I miss my bike.
Growing up in Oxford, bicycles were the default mode of transportation for just about everyone. I cycled to school and back every day; I'd cycle into town to go shopping; later on, I'd cycle to the pub to meet my friends. I remember cycling through the University Parks cycle path in the dead of night after seeing a midnight movie. Sometimes - by which I mean, a couple of times a week - I would cycle around the perimeter of the city, or up to Shotover Park, just for the hell of it.
It was just a thing that you did. Most people didn't have very expensive bicycles, because they were a target for thieves; certainly, nobody dressed up to go cycling. You carried your helmet and your bike lights with you. Maybe, if you were fancy, you attached bike clips to your jeans.
Every year, a student would die or be seriously injured because they were new to the city and didn't understand that bikes needed to adhere to the rules of the world.
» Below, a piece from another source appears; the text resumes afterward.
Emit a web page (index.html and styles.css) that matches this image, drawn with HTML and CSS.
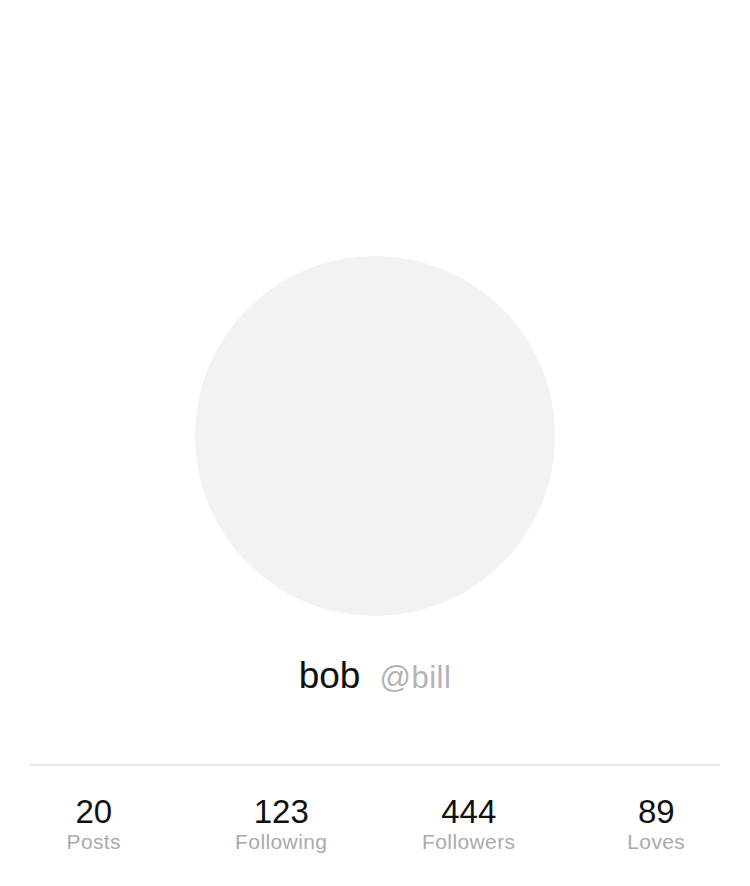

They'd run a red light and be hit by a car, or they'd hit a curb at the wrong angle and hit their unhelmeted head on the sidewalk. But mostly, it was a safe thing to do, partially because there was safety in numbers: the cyclists almost travel in herds.
In Edinburgh, the wind, the hills, and the freezing, horizontal rain combined to form too oppressive a force. People did cycle, but I quickly realized that I wouldn't be one of them. And then when I moved to California, it became obvious that cars were the kings of the road, and my sense of self-preservation kept me away. There's also a terrifying trend, in Berkeley at least, of cyclists militantly rejecting road rules, as if red lights and stop signs don't apply to them. Again: this is how you die.
I think this year, I might finally go back to cycling. Using Oxford rules, though: I don't need or want to pay a four figure sum for a bicycle, and while mountain biking in Marin looks like a lot of fun, I don't think anyone needs to see me clad head to toe in spandex to do so. No offense intended for anyone who goes for the expensive bikes or full cycling gear - it does look like fun - but for me, simplicity appeals.
Oxford isn't my only influence here. I was born in the Netherlands, and my first memory is of Amsterdam, now the bicycle capital of the world. The country has 22,000 miles of cycle paths, and its size means that you could feasibly take a week or two and travel around the whole country this way. If that's too ambitious, every train station has a bike rental place attached to it, and for a few Euros - far less than the extortionate amounts charged to tourists in San Francisco, for example - you can have freedom to roam for a day. I've spent lovely days cycling around places like Gouda, between the irrigation canals, stopping in at cheesemakers along the way. While this kind of thing used to be a cheap hop that I wouldn't have to think much about, it now requires travel that I have to budget for. Nevertheless, I think there are more trips like those in my future.
I'm learning that my presence here isn't ephemeral: I'm probably in the States for good - or at least, for a long time to come. I didn't arrive here as an entirely new person, but with the turbulence of my life here, I've let go of a lot of the things I used to do, or used to enjoy. But my life is a continuous line, and what feels like breaks are nothing of the sort. It's possible to reach back for big things and small. A bicycle is a small thing, but a reminder that I'm the same person I was there; just, removed.